Repeat every line of the data exactly, but not the pictures.

## Dataset content
- - - -
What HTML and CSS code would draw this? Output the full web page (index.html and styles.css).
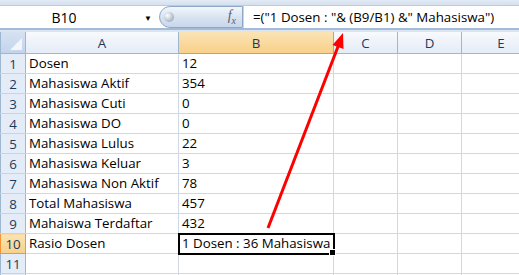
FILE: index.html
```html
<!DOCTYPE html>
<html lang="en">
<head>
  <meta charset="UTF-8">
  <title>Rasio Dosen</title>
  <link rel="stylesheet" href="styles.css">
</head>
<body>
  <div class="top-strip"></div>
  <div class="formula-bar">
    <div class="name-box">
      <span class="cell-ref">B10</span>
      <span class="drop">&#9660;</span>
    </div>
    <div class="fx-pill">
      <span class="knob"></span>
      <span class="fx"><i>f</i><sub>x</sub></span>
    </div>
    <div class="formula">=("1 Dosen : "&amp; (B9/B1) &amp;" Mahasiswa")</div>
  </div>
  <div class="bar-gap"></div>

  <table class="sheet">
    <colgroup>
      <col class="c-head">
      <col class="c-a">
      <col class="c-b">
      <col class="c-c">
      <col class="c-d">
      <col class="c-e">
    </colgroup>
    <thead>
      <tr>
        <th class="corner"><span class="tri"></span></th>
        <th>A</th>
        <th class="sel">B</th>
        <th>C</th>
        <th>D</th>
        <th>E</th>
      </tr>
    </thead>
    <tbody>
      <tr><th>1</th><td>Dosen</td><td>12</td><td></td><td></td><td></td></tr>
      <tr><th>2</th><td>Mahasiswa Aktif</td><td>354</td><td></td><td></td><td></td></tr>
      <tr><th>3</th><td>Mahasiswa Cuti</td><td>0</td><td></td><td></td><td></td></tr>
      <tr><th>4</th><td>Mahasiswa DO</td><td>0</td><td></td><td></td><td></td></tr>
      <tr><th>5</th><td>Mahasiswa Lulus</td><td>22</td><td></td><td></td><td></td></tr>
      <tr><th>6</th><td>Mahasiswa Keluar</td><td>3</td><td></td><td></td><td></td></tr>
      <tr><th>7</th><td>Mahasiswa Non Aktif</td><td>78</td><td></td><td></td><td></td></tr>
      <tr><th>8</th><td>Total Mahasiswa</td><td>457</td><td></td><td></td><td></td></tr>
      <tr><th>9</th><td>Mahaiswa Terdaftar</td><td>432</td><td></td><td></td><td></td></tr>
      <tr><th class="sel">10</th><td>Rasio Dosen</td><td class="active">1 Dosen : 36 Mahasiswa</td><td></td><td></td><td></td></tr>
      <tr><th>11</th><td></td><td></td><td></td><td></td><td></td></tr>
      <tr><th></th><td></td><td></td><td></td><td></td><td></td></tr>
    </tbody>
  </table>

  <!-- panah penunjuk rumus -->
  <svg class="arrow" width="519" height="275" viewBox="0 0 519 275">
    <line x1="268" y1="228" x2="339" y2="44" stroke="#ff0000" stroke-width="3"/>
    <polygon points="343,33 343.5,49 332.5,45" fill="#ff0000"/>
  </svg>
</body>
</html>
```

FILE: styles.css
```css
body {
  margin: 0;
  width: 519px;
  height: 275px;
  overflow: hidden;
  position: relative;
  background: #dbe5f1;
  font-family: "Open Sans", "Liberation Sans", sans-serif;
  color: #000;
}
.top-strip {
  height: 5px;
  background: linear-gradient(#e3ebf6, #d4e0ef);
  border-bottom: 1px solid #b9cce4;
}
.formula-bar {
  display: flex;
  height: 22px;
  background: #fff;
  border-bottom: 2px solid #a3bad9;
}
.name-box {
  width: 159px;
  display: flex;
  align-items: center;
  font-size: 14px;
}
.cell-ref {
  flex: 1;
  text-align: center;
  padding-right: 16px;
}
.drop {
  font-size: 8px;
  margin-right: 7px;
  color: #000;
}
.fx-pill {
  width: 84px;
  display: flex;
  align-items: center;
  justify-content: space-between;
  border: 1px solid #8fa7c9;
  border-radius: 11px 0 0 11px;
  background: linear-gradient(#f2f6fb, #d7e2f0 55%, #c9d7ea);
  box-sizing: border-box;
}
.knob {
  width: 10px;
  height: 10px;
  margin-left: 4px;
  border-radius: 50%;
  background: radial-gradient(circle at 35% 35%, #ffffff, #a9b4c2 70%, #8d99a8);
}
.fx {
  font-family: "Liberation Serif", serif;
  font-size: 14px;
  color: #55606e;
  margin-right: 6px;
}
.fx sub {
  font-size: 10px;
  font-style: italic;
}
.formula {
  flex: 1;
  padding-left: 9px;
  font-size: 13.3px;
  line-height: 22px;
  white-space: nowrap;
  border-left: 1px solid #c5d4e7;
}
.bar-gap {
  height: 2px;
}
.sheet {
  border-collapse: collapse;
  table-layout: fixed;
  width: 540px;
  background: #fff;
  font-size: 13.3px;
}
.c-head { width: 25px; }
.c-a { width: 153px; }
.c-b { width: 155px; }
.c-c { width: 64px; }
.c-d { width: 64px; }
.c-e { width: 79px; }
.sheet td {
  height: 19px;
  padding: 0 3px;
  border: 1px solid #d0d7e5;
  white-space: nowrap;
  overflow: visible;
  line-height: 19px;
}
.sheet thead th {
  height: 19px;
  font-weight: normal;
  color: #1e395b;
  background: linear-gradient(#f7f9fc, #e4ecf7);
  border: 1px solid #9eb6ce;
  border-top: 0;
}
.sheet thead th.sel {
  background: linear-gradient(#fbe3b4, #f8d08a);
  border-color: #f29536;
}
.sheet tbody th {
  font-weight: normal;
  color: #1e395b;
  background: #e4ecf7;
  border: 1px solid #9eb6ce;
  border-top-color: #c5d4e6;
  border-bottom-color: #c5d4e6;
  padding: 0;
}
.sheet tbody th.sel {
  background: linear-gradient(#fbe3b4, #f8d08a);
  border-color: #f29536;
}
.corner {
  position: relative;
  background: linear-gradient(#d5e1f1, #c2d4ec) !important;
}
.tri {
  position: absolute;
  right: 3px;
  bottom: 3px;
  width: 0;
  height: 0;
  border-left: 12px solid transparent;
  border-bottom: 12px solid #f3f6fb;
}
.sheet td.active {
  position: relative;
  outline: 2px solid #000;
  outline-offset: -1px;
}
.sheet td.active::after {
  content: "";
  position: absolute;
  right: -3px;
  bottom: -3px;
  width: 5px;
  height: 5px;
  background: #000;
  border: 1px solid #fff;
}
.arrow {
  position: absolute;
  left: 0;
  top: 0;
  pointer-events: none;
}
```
- - - -
## The completed task
What HTML and CSS code would draw this? Output the full web page (index.html and styles.css).
FILE: index.html
```html
<!DOCTYPE html>
<html lang="en">
<head>
  <meta charset="UTF-8">
  <title>Rasio Dosen</title>
  <link rel="stylesheet" href="styles.css">
</head>
<body>
  <div class="top-strip"></div>
  <div class="formula-bar">
    <div class="name-box">
      <span class="cell-ref">B10</span>
      <span class="drop">&#9660;</span>
    </div>
    <div class="fx-pill">
      <span class="knob"></span>
      <span class="fx"><i>f</i><sub>x</sub></span>
    </div>
    <div class="formula">=("1 Dosen : "&amp; (B9/B1) &amp;" Mahasiswa")</div>
  </div>
  <div class="bar-gap"></div>

  <table class="sheet">
    <colgroup>
      <col class="c-head">
      <col class="c-a">
      <col class="c-b">
      <col class="c-c">
      <col class="c-d">
      <col class="c-e">
    </colgroup>
    <thead>
      <tr>
        <th class="corner"><span class="tri"></span></th>
        <th>A</th>
        <th class="sel">B</th>
        <th>C</th>
        <th>D</th>
        <th>E</th>
      </tr>
    </thead>
    <tbody>
      <tr><th>1</th><td>Dosen</td><td>12</td><td></td><td></td><td></td></tr>
      <tr><th>2</th><td>Mahasiswa Aktif</td><td>354</td><td></td><td></td><td></td></tr>
      <tr><th>3</th><td>Mahasiswa Cuti</td><td>0</td><td></td><td></td><td></td></tr>
      <tr><th>4</th><td>Mahasiswa DO</td><td>0</td><td></td><td></td><td></td></tr>
      <tr><th>5</th><td>Mahasiswa Lulus</td><td>22</td><td></td><td></td><td></td></tr>
      <tr><th>6</th><td>Mahasiswa Keluar</td><td>3</td><td></td><td></td><td></td></tr>
      <tr><th>7</th><td>Mahasiswa Non Aktif</td><td>78</td><td></td><td></td><td></td></tr>
      <tr><th>8</th><td>Total Mahasiswa</td><td>457</td><td></td><td></td><td></td></tr>
      <tr><th>9</th><td>Mahaiswa Terdaftar</td><td>432</td><td></td><td></td><td></td></tr>
      <tr><th class="sel">10</th><td>Rasio Dosen</td><td class="active">1 Dosen : 36 Mahasiswa</td><td></td><td></td><td></td></tr>
      <tr><th>11</th><td></td><td></td><td></td><td></td><td></td></tr>
      <tr><th></th><td></td><td></td><td></td><td></td><td></td></tr>
    </tbody>
  </table>

  <!-- panah penunjuk rumus -->
  <svg class="arrow" width="519" height="275" viewBox="0 0 519 275">
    <line x1="268" y1="228" x2="339" y2="44" stroke="#ff0000" stroke-width="3"/>
    <polygon points="343,33 343.5,49 332.5,45" fill="#ff0000"/>
  </svg>
</body>
</html>
```

FILE: styles.css
```css
body {
  margin: 0;
  width: 519px;
  height: 275px;
  overflow: hidden;
  position: relative;
  background: #dbe5f1;
  font-family: "Open Sans", "Liberation Sans", sans-serif;
  color: #000;
}
.top-strip {
  height: 5px;
  background: linear-gradient(#e3ebf6, #d4e0ef);
  border-bottom: 1px solid #b9cce4;
}
.formula-bar {
  display: flex;
  height: 22px;
  background: #fff;
  border-bottom: 2px solid #a3bad9;
}
.name-box {
  width: 159px;
  display: flex;
  align-items: center;
  font-size: 14px;
}
.cell-ref {
  flex: 1;
  text-align: center;
  padding-right: 16px;
}
.drop {
  font-size: 8px;
  margin-right: 7px;
  color: #000;
}
.fx-pill {
  width: 84px;
  display: flex;
  align-items: center;
  justify-content: space-between;
  border: 1px solid #8fa7c9;
  border-radius: 11px 0 0 11px;
  background: linear-gradient(#f2f6fb, #d7e2f0 55%, #c9d7ea);
  box-sizing: border-box;
}
.knob {
  width: 10px;
  height: 10px;
  margin-left: 4px;
  border-radius: 50%;
  background: radial-gradient(circle at 35% 35%, #ffffff, #a9b4c2 70%, #8d99a8);
}
.fx {
  font-family: "Liberation Serif", serif;
  font-size: 14px;
  color: #55606e;
  margin-right: 6px;
}
.fx sub {
  font-size: 10px;
  font-style: italic;
}
.formula {
  flex: 1;
  padding-left: 9px;
  font-size: 13.3px;
  line-height: 22px;
  white-space: nowrap;
  border-left: 1px solid #c5d4e7;
}
.bar-gap {
  height: 2px;
}
.sheet {
  border-collapse: collapse;
  table-layout: fixed;
  width: 540px;
  background: #fff;
  font-size: 13.3px;
}
.c-head { width: 25px; }
.c-a { width: 153px; }
.c-b { width: 155px; }
.c-c { width: 64px; }
.c-d { width: 64px; }
.c-e { width: 79px; }
.sheet td {
  height: 19px;
  padding: 0 3px;
  border: 1px solid #d0d7e5;
  white-space: nowrap;
  overflow: visible;
  line-height: 19px;
}
.sheet thead th {
  height: 19px;
  font-weight: normal;
  color: #1e395b;
  background: linear-gradient(#f7f9fc, #e4ecf7);
  border: 1px solid #9eb6ce;
  border-top: 0;
}
.sheet thead th.sel {
  background: linear-gradient(#fbe3b4, #f8d08a);
  border-color: #f29536;
}
.sheet tbody th {
  font-weight: normal;
  color: #1e395b;
  background: #e4ecf7;
  border: 1px solid #9eb6ce;
  border-top-color: #c5d4e6;
  border-bottom-color: #c5d4e6;
  padding: 0;
}
.sheet tbody th.sel {
  background: linear-gradient(#fbe3b4, #f8d08a);
  border-color: #f29536;
}
.corner {
  position: relative;
  background: linear-gradient(#d5e1f1, #c2d4ec) !important;
}
.tri {
  position: absolute;
  right: 3px;
  bottom: 3px;
  width: 0;
  height: 0;
  border-left: 12px solid transparent;
  border-bottom: 12px solid #f3f6fb;
}
.sheet td.active {
  position: relative;
  outline: 2px solid #000;
  outline-offset: -1px;
}
.sheet td.active::after {
  content: "";
  position: absolute;
  right: -3px;
  bottom: -3px;
  width: 5px;
  height: 5px;
  background: #000;
  border: 1px solid #fff;
}
.arrow {
  position: absolute;
  left: 0;
  top: 0;
  pointer-events: none;
}
```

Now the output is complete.